His treatment of colours, textures and tonal values is organized in a highly schematic manner. The first thing you notice is a tension between the subjectively rhapsodic and a scheme of blocks and triangles, often symmetrically arranged. It is a system that generates colour fields from coloured fields — the dun and smoke palette illumined by the solemn glow of dusk and the pink and amethyst it draws out from the Fundy shores.

It may not be irrelevant to think of Mondrian, since Seigner received his training in Holland, and then of Vasareley, artists who could have made him perceive the landscape as yielding building blocks of colour and texture to be shaped and assembled according to a predetermined scheme. Seigner's 'system' is first drawn onto canvas or paper. It provides the underlying structure and departure point and then comes to dominate the finished work. The schematic forms were generated in the first place, he claims, but the givens of the landscape — water, land, sky and their interrelatedness. However, in the works shown here, these 'abstractions' have been further reduced so that one is reminded of the rather simple geometries, complexly presented, of mandalas and other world diagrams. But the association with mandalas can be taken further. Seigner intends a system of self-reference internal to the work, seeking to re-compose his elements of landscape in a way that will suggest their rhythmic inter-dependency.

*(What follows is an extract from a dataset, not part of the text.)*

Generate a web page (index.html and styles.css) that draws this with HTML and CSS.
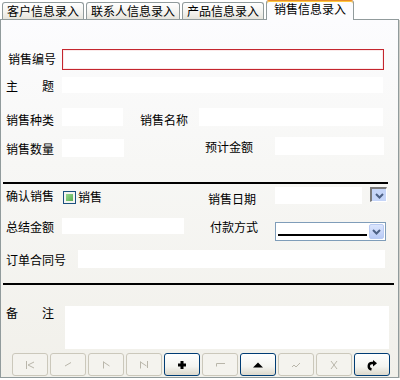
FILE: index.html
```html
<!DOCTYPE html>
<html lang="zh-CN">
<head>
<meta charset="UTF-8">
<title>销售信息录入</title>
<link rel="stylesheet" href="styles.css">
</head>
<body>
<div class="tabs">
  <div class="tab">客户信息录入</div>
  <div class="tab">联系人信息录入</div>
  <div class="tab">产品信息录入</div>
  <div class="tab active">销售信息录入</div>
</div>
<div class="panel">
  <div class="row r1"><span class="lbl w54">销售编号</span><div class="fld req"></div></div>
  <div class="row r2"><span class="lbl spread"><span>主</span><span>题</span></span><div class="fld subj"></div></div>
  <div class="row r3">
    <span class="lbl w56 low">销售种类</span><div class="fld kind"></div>
    <span class="lbl name low">销售名称</span><div class="fld pname"></div>
  </div>
  <div class="row r4">
    <span class="lbl w56 low">销售数量</span><div class="fld qty"></div>
    <span class="lbl est">预计金额</span><div class="fld amount"></div>
  </div>
  <div class="sep s1"></div>
  <div class="row r5">
    <span class="lbl w56 mt2">确认销售</span>
    <div class="chkgrp"><span class="chk"><i></i></span><span class="lbl">销售</span></div>
    <span class="lbl date low">销售日期</span><div class="fld dval"></div>
    <div class="dd"><svg width="11" height="9" viewBox="0 0 11 9"><polyline points="2,3 5.5,6.5 9,3" fill="none" stroke="#4d6185" stroke-width="2"/></svg></div>
  </div>
  <div class="row r6">
    <span class="lbl w56 mt2">总结金额</span><div class="fld total"></div>
    <span class="lbl pay mt2">付款方式</span>
    <div class="sel"><div class="sel-val"></div><div class="sel-btn"><svg width="11" height="9" viewBox="0 0 11 9"><polyline points="2,3 5.5,6.5 9,3" fill="none" stroke="#4d6185" stroke-width="2"/></svg></div></div>
  </div>
  <div class="row r7"><span class="lbl w72 mt3">订单合同号</span><div class="fld contract"></div></div>
  <div class="sep s2"></div>
  <div class="row r8"><span class="lbl spread note"><span>备</span><span>注</span></span><div class="fld memo"></div></div>
  <div class="btns">
    <div class="btn"><svg width="12" height="12" viewBox="0 0 12 12"><path d="M2.5 2v8M10 3L4 6l6 3" fill="none" stroke="#b9b6aa"/></svg></div>
    <div class="btn"><svg width="12" height="12" viewBox="0 0 12 12"><path d="M9 3.5L3 7" fill="none" stroke="#b9b6aa"/></svg></div>
    <div class="btn"><svg width="12" height="12" viewBox="0 0 12 12"><path d="M3.5 2.5v7M3.5 3l6 4" fill="none" stroke="#b9b6aa"/></svg></div>
    <div class="btn"><svg width="12" height="12" viewBox="0 0 12 12"><path d="M2.5 2.5v7M2.5 3l6 4M9.5 2v7" fill="none" stroke="#b9b6aa"/></svg></div>
    <div class="btn on"><svg width="12" height="12" viewBox="0 0 12 12"><path d="M6 2v8M2 6h8" fill="none" stroke="#000" stroke-width="3"/></svg></div>
    <div class="btn"><svg width="12" height="12" viewBox="0 0 12 12"><path d="M11 4.5H2.5v3" fill="none" stroke="#b9b6aa"/></svg></div>
    <div class="btn on"><svg width="12" height="12" viewBox="0 0 12 12"><polygon points="1,8.5 6,3.5 11,8.5" fill="#000"/></svg></div>
    <div class="btn"><svg width="12" height="12" viewBox="0 0 12 12"><path d="M2 8l2-2 2 2 4-4" fill="none" stroke="#b9b6aa"/></svg></div>
    <div class="btn"><svg width="12" height="12" viewBox="0 0 12 12"><path d="M3 2l6 8M9 2l-6 8" fill="none" stroke="#b9b6aa"/></svg></div>
    <div class="btn on"><svg width="12" height="12" viewBox="0 0 12 12"><path d="M5.5 10.5C1.5 9.5 2 4 6 4h1.5" fill="none" stroke="#000" stroke-width="2.4"/><polygon points="7,1 11,4.2 7,7.4" fill="#000"/></svg></div>
  </div>
</div>
</body>
</html>
```
FILE: styles.css
```css
*{margin:0;padding:0;box-sizing:border-box;}
body{font-family:"Noto Sans CJK SC","Noto Sans",sans-serif;font-size:12px;color:#000;background:#fff;}
.tabs{display:flex;align-items:flex-end;height:19px;padding-left:2px;gap:2px;}
.tab{height:17px;padding:0 4px;border:1px solid #919b9c;border-bottom:none;border-radius:3px 3px 0 0;background:linear-gradient(#fff,#f3f2ee 60%,#e6e4dc);line-height:15px;white-space:nowrap;}
.tab.active{position:relative;z-index:1;height:20px;margin-bottom:-1px;padding:0 7px;background:#fcfcfe;border-top:1px solid #e68b2c;box-shadow:inset 0 1px 0 #ffc83c;line-height:16px;}
.panel{width:399px;height:359px;border:1px solid #919b9c;background:linear-gradient(#fcfcfe,#f7f7f5 40%,#f1f0ea);box-shadow:1px 1px 0 #d0cfc8;}
.row{display:flex;align-items:flex-start;padding-left:5px;}
.lbl{line-height:14px;white-space:nowrap;}
.fld{background:#fff;}
.w54{width:54px;margin-top:3px;}
.w56{width:56px;}
.w72{width:72px;}
.low{margin-top:5px;}
.mt2{margin-top:2px;}
.mt3{margin-top:3px;}
.spread{display:flex;justify-content:space-between;width:48px;margin-right:8px;}
.r1{margin-top:29px;padding-left:7px;}
.req{width:322px;height:21px;border:1px solid #c4262e;box-shadow:inset 0 0 0 1px #fbeaea;}
.r2{margin-top:7px;}
.r2 .spread{margin-top:2px;}
.subj{width:321px;height:16px;}
.r3{margin-top:15px;}
.kind{width:61px;height:18px;}
.name{width:59px;margin-left:17px;}
.pname{width:184px;height:18px;}
.r4{margin-top:10px;}
.qty{width:62px;height:18px;margin-top:2px;}
.est{width:70px;margin-left:81px;margin-top:3px;}
.amount{width:109px;height:18px;}
.sep{height:2px;background:#000;margin-left:2px;}
.s1{width:385px;margin-top:25px;}
.s2{width:391px;margin-top:15px;}
.r5{margin-top:3px;}
.chkgrp{display:flex;align-items:flex-start;width:146px;padding-left:1px;}
.chk{width:13px;height:13px;margin-top:4px;margin-right:2px;border:1px solid #1c5180;background:#f4f4f0;padding:2px;}
.chk i{display:block;width:7px;height:7px;background:linear-gradient(135deg,#98d890,#5aad52);}
.chkgrp .lbl{margin-top:3px;}
.date{width:67px;}
.dval{width:87px;height:17px;}
.dd{width:17px;height:15px;margin-left:8px;border:1px solid;border-color:#7a7a7a #fff #fff #7a7a7a;border-width:2px 1px 1px 2px;background:#c5d5f8;display:flex;align-items:center;justify-content:center;}
.r6{margin-top:12px;}
.total{width:122px;height:16px;}
.pay{width:65px;margin-left:26px;}
.sel{display:flex;align-items:flex-start;width:111px;height:19px;margin-top:4px;border:1px solid #7f9db9;background:#fff;}
.sel-val{width:89px;height:2px;margin:11px 0 0 2px;background:#000;}
.sel-btn{width:15px;height:15px;margin:1px 1px 0 auto;border:1px solid #b9cbf3;border-radius:2px;background:linear-gradient(#dce6fd,#b8caf6);display:flex;align-items:center;justify-content:center;}
.r7{margin-top:9px;}
.contract{width:307px;height:18px;}
.r8{margin-top:21px;}
.note{margin-right:11px;}
.memo{width:324px;height:43px;}
.btns{display:flex;gap:2px;margin-top:4px;padding-left:11px;}
.btn{width:36px;height:23px;border:1px solid #cbc8bb;border-radius:3px;background:#f4f3ee;display:flex;align-items:center;justify-content:center;}
.btn.on{border-color:#003c74;background:linear-gradient(#fff,#f4f4f0 60%,#dcd8cc);}
```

He quotes Gorky with approval: 'Abstraction allows man to see with his mind what he cannot see physically with his eyes . . . to perceive beyond the tangible to extract the infinite out of the finite.'

At the same time the system of divisions of the field also acts as a multiple framing device for so many landscape fragments or vignettes each one worth inspecting for its own sake. Thus is the tension achieved.

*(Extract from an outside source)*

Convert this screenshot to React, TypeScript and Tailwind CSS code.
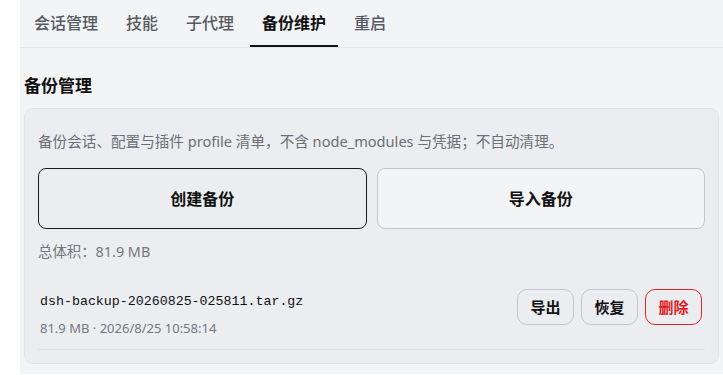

Whether he is working in acrylic, watercolour or lithography, Seigner re-works and re-colours each area, brushing, stippling, scumbling, giving the effect of wind-blown grasses, sea, sky and ploughland. The technique produces the variations and accumulations that are its chief justification. But where the same texturing runs across all the divisions so that the divisions are bearing all the interest, it is, sometimes, more than they can bear. Then the internal tensions are not productive but merely obtuse.

The best of these works, and I am thinking particularly of Mandala for Jolicure, yield rich, dark patterns. They are more than patterns, more problematic, when the references to the Fundy landscape are understood. Because the land provides, and justifies, the forms, here, once more, the formalist approach to landscape can be justified.


Vanguard, Vol. 13 #10, January 1985.